-- begin Exercise inputs --

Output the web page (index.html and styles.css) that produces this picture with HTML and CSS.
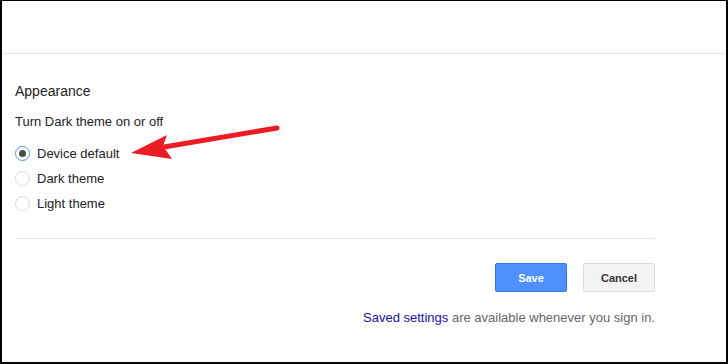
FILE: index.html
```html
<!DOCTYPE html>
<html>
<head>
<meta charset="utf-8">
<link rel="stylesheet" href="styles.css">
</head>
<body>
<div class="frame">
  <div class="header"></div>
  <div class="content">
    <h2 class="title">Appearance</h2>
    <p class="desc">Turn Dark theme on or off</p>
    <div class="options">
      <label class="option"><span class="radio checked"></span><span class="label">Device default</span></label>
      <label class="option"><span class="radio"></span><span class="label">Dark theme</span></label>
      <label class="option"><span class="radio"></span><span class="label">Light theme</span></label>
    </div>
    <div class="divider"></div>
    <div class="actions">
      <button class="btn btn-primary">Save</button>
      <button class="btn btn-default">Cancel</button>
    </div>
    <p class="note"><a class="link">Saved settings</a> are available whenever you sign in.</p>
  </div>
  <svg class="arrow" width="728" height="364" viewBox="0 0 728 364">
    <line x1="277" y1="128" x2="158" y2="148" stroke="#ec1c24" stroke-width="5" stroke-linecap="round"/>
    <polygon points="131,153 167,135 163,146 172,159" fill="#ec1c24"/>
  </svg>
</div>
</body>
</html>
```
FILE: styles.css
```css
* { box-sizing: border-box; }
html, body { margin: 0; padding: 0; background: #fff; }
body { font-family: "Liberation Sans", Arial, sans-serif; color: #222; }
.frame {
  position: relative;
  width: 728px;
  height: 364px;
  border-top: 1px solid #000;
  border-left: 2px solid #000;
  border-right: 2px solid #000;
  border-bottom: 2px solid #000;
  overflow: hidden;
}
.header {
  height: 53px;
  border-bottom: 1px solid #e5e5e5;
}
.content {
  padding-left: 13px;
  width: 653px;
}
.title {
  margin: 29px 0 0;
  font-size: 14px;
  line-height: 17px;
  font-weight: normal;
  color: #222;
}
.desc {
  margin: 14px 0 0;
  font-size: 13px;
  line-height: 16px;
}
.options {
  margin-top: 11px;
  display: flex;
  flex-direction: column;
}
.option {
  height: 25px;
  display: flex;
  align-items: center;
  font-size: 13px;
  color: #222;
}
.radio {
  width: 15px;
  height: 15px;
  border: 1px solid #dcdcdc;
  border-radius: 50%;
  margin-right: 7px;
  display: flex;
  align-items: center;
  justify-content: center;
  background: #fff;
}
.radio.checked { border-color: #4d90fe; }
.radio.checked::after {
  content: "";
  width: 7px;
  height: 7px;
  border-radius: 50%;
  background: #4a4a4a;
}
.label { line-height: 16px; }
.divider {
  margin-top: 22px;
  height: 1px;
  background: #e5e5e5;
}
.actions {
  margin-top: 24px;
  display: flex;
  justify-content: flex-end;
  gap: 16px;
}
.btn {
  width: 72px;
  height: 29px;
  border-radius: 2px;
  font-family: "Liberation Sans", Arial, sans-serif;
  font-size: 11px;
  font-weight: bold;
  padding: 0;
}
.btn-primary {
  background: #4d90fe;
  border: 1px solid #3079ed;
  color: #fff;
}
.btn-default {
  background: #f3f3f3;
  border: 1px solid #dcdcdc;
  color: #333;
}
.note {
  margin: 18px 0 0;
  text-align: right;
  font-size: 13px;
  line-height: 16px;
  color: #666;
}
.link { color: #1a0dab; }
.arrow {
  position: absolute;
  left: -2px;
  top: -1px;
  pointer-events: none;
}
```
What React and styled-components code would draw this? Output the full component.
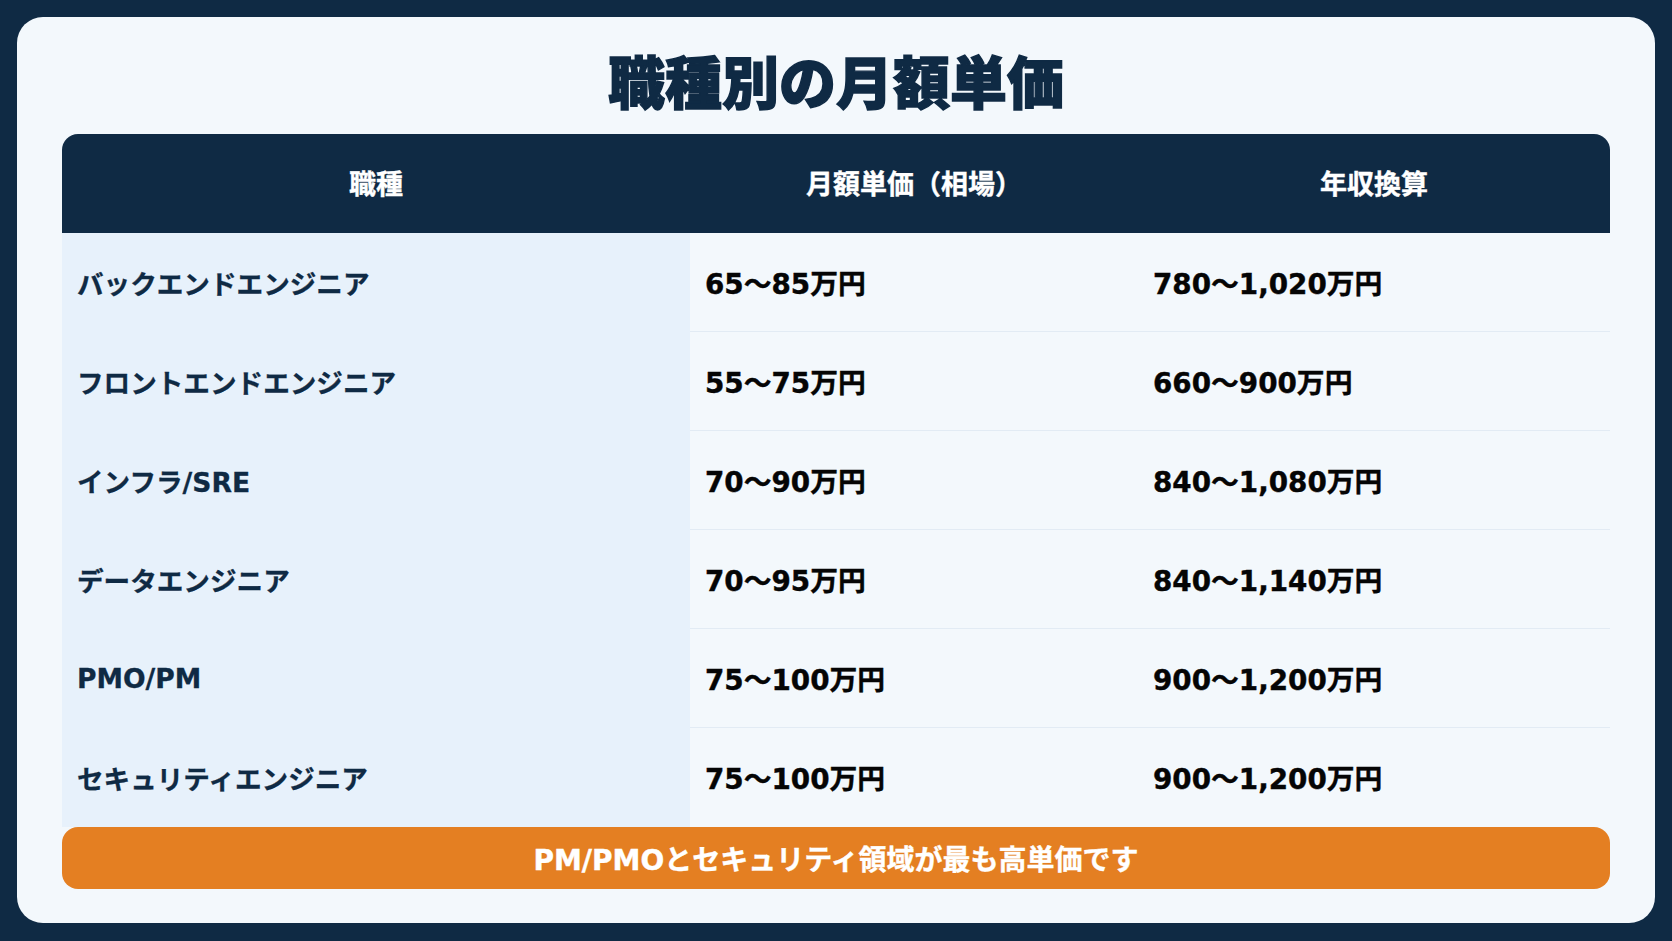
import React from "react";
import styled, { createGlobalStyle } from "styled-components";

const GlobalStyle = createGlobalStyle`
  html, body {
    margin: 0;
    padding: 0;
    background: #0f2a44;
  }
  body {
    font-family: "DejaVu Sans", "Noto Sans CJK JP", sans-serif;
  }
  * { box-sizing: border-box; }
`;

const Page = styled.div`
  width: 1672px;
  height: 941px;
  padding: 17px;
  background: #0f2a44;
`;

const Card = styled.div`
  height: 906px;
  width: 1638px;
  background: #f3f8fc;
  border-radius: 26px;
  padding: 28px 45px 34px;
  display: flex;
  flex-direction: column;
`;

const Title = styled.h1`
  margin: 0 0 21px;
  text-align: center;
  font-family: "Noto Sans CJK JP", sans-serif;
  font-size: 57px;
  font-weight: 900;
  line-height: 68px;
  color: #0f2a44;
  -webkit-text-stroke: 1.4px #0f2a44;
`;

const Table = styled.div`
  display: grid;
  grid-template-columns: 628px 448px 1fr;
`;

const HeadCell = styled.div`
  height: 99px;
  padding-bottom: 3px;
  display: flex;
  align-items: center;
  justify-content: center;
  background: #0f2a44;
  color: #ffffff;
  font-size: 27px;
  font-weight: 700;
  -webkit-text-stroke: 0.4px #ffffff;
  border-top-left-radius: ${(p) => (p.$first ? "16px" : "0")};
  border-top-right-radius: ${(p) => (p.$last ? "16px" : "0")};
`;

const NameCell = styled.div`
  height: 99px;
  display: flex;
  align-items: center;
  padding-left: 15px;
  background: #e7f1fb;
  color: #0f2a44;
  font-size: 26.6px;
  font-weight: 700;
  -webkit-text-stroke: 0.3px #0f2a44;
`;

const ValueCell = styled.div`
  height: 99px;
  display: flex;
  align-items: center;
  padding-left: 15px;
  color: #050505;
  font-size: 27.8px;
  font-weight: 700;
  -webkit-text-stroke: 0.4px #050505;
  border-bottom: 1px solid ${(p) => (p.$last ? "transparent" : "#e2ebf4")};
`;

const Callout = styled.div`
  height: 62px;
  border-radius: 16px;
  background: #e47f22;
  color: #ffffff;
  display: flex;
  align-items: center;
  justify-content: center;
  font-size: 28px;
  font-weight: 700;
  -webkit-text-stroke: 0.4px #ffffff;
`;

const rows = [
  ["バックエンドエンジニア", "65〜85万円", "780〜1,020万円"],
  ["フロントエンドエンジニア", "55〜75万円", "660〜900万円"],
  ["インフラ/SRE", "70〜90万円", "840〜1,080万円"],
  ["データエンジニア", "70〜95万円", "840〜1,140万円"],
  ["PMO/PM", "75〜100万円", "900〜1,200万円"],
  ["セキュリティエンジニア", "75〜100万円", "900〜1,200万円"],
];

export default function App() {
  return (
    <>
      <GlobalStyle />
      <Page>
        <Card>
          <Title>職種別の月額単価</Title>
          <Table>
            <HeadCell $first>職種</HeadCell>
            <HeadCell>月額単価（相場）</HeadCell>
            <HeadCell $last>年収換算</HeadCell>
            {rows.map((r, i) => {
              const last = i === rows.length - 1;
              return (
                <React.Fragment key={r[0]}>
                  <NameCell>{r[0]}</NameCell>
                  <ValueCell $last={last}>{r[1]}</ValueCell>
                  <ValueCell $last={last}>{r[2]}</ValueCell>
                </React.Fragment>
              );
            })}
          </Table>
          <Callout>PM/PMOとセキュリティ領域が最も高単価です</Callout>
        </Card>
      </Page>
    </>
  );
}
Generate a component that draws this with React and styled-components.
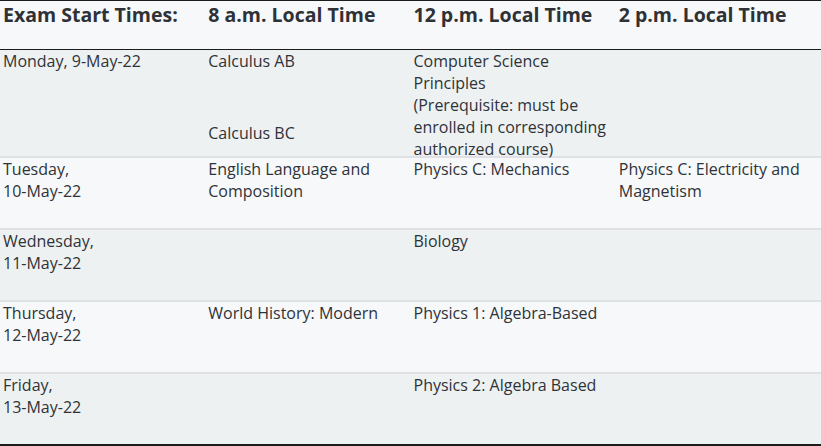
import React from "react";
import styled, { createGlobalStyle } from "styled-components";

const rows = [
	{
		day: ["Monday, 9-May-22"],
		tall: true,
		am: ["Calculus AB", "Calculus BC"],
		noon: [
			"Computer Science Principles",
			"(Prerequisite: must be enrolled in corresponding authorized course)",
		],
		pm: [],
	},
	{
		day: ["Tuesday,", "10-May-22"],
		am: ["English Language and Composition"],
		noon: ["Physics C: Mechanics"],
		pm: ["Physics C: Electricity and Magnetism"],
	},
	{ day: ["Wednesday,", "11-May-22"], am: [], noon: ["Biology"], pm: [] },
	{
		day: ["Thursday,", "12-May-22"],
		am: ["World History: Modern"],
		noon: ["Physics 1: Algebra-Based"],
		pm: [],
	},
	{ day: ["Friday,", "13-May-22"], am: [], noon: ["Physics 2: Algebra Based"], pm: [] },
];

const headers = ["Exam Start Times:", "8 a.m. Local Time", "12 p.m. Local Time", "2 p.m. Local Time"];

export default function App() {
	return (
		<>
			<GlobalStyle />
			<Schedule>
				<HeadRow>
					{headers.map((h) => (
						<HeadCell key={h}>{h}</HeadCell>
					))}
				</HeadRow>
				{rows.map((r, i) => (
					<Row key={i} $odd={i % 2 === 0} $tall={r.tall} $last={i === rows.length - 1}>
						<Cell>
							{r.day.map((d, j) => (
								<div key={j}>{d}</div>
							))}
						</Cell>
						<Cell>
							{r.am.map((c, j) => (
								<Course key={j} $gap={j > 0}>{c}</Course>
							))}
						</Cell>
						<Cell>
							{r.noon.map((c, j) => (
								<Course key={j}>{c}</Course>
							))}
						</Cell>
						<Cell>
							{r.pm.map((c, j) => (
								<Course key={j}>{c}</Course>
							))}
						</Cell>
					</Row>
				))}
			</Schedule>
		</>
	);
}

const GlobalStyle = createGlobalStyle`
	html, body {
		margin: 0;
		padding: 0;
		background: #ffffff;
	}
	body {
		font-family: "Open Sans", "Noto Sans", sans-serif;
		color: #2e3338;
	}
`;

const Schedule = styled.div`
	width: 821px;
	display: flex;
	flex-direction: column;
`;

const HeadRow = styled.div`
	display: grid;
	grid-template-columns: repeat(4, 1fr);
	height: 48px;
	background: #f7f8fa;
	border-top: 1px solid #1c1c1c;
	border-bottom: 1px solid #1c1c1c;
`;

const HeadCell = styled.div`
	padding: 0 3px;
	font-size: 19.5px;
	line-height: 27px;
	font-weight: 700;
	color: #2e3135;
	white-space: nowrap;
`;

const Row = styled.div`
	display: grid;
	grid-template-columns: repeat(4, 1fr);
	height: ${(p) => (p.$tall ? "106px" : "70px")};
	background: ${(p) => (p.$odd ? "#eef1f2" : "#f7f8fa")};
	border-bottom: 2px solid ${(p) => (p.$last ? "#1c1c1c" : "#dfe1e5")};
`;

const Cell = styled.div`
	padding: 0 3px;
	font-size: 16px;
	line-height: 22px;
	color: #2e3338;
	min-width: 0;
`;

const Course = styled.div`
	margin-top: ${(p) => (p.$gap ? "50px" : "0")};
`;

-- end Exercise inputs --

List the lines of the entries that include "this".

Output the web page (index.html and styles.css) that produces this picture with HTML and CSS.
What React and styled-components code would draw this? Output the full component.
Generate a component that draws this with React and styled-components.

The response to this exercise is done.